Produce an exact transcription of the listing below, omitting the pictures.

------------------------------------------------

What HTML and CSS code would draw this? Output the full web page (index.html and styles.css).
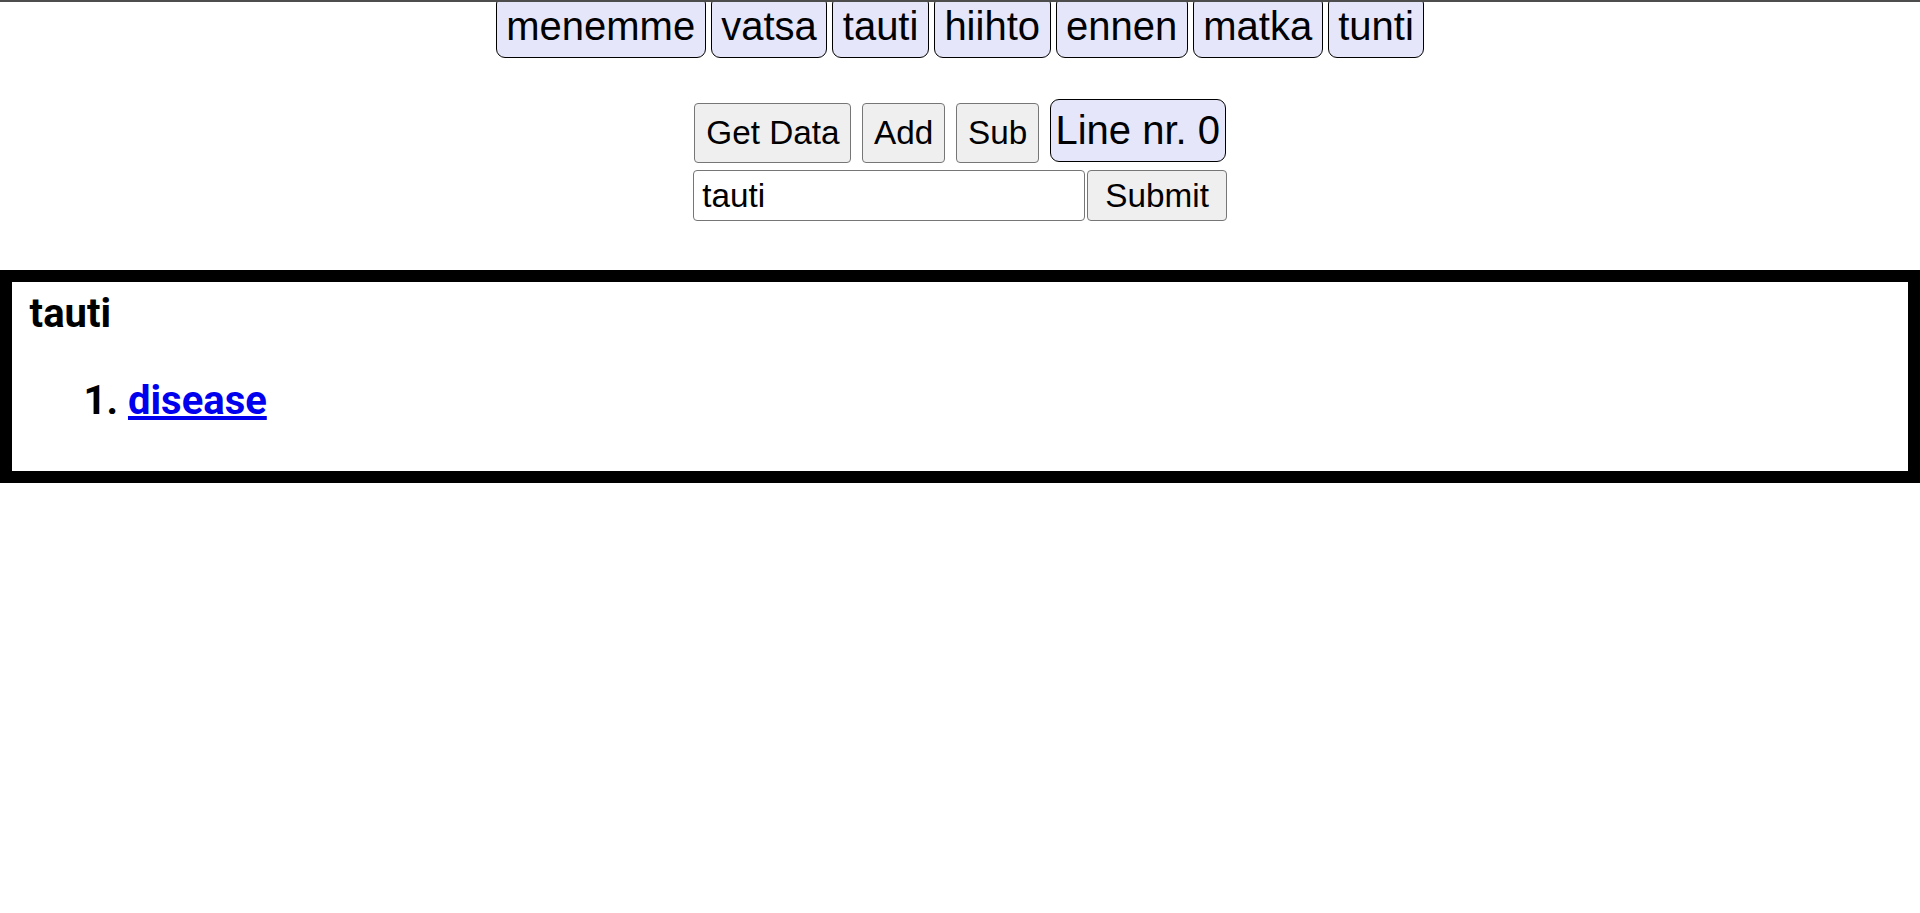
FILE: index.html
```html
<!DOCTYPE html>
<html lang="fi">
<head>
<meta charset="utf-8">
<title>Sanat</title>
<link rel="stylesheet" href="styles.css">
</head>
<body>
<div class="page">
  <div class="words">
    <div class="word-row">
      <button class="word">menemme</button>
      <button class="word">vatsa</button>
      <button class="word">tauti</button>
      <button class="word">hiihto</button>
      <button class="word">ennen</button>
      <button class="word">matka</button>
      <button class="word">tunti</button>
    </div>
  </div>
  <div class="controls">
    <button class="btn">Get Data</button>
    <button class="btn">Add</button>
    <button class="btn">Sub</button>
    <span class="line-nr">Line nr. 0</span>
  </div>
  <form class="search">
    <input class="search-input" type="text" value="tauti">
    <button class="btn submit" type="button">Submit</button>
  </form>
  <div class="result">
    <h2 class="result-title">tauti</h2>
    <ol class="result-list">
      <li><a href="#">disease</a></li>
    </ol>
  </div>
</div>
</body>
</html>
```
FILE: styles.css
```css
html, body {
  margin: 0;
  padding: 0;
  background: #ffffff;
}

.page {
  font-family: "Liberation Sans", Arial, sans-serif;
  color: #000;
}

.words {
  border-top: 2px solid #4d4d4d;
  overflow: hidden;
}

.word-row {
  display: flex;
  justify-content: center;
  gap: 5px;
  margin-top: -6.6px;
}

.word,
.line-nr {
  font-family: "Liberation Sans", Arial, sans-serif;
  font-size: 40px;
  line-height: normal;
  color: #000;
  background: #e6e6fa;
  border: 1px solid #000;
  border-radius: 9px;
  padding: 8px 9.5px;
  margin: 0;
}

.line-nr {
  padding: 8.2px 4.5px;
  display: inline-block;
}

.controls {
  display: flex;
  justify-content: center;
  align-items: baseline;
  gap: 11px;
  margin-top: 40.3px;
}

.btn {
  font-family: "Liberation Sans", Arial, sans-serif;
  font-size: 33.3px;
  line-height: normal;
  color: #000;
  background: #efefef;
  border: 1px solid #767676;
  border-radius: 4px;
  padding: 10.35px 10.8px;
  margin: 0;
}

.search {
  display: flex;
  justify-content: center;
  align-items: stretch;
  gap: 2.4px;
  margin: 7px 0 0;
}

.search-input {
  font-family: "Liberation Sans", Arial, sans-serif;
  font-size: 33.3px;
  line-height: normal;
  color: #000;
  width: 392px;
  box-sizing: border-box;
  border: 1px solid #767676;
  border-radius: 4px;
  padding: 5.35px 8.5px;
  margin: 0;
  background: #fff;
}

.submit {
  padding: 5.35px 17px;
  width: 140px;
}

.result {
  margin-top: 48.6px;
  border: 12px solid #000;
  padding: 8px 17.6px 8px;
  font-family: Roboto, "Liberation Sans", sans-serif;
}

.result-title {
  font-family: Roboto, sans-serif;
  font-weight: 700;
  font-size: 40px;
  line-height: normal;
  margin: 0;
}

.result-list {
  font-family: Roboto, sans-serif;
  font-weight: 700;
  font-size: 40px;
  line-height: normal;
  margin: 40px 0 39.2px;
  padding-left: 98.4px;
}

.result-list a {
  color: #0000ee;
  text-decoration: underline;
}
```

------------------------------------------------

### Solution for this task
What HTML and CSS code would draw this? Output the full web page (index.html and styles.css).
FILE: index.html
```html
<!DOCTYPE html>
<html lang="fi">
<head>
<meta charset="utf-8">
<title>Sanat</title>
<link rel="stylesheet" href="styles.css">
</head>
<body>
<div class="page">
  <div class="words">
    <div class="word-row">
      <button class="word">menemme</button>
      <button class="word">vatsa</button>
      <button class="word">tauti</button>
      <button class="word">hiihto</button>
      <button class="word">ennen</button>
      <button class="word">matka</button>
      <button class="word">tunti</button>
    </div>
  </div>
  <div class="controls">
    <button class="btn">Get Data</button>
    <button class="btn">Add</button>
    <button class="btn">Sub</button>
    <span class="line-nr">Line nr. 0</span>
  </div>
  <form class="search">
    <input class="search-input" type="text" value="tauti">
    <button class="btn submit" type="button">Submit</button>
  </form>
  <div class="result">
    <h2 class="result-title">tauti</h2>
    <ol class="result-list">
      <li><a href="#">disease</a></li>
    </ol>
  </div>
</div>
</body>
</html>
```
FILE: styles.css
```css
html, body {
  margin: 0;
  padding: 0;
  background: #ffffff;
}

.page {
  font-family: "Liberation Sans", Arial, sans-serif;
  color: #000;
}

.words {
  border-top: 2px solid #4d4d4d;
  overflow: hidden;
}

.word-row {
  display: flex;
  justify-content: center;
  gap: 5px;
  margin-top: -6.6px;
}

.word,
.line-nr {
  font-family: "Liberation Sans", Arial, sans-serif;
  font-size: 40px;
  line-height: normal;
  color: #000;
  background: #e6e6fa;
  border: 1px solid #000;
  border-radius: 9px;
  padding: 8px 9.5px;
  margin: 0;
}

.line-nr {
  padding: 8.2px 4.5px;
  display: inline-block;
}

.controls {
  display: flex;
  justify-content: center;
  align-items: baseline;
  gap: 11px;
  margin-top: 40.3px;
}

.btn {
  font-family: "Liberation Sans", Arial, sans-serif;
  font-size: 33.3px;
  line-height: normal;
  color: #000;
  background: #efefef;
  border: 1px solid #767676;
  border-radius: 4px;
  padding: 10.35px 10.8px;
  margin: 0;
}

.search {
  display: flex;
  justify-content: center;
  align-items: stretch;
  gap: 2.4px;
  margin: 7px 0 0;
}

.search-input {
  font-family: "Liberation Sans", Arial, sans-serif;
  font-size: 33.3px;
  line-height: normal;
  color: #000;
  width: 392px;
  box-sizing: border-box;
  border: 1px solid #767676;
  border-radius: 4px;
  padding: 5.35px 8.5px;
  margin: 0;
  background: #fff;
}

.submit {
  padding: 5.35px 17px;
  width: 140px;
}

.result {
  margin-top: 48.6px;
  border: 12px solid #000;
  padding: 8px 17.6px 8px;
  font-family: Roboto, "Liberation Sans", sans-serif;
}

.result-title {
  font-family: Roboto, sans-serif;
  font-weight: 700;
  font-size: 40px;
  line-height: normal;
  margin: 0;
}

.result-list {
  font-family: Roboto, sans-serif;
  font-weight: 700;
  font-size: 40px;
  line-height: normal;
  margin: 40px 0 39.2px;
  padding-left: 98.4px;
}

.result-list a {
  color: #0000ee;
  text-decoration: underline;
}
```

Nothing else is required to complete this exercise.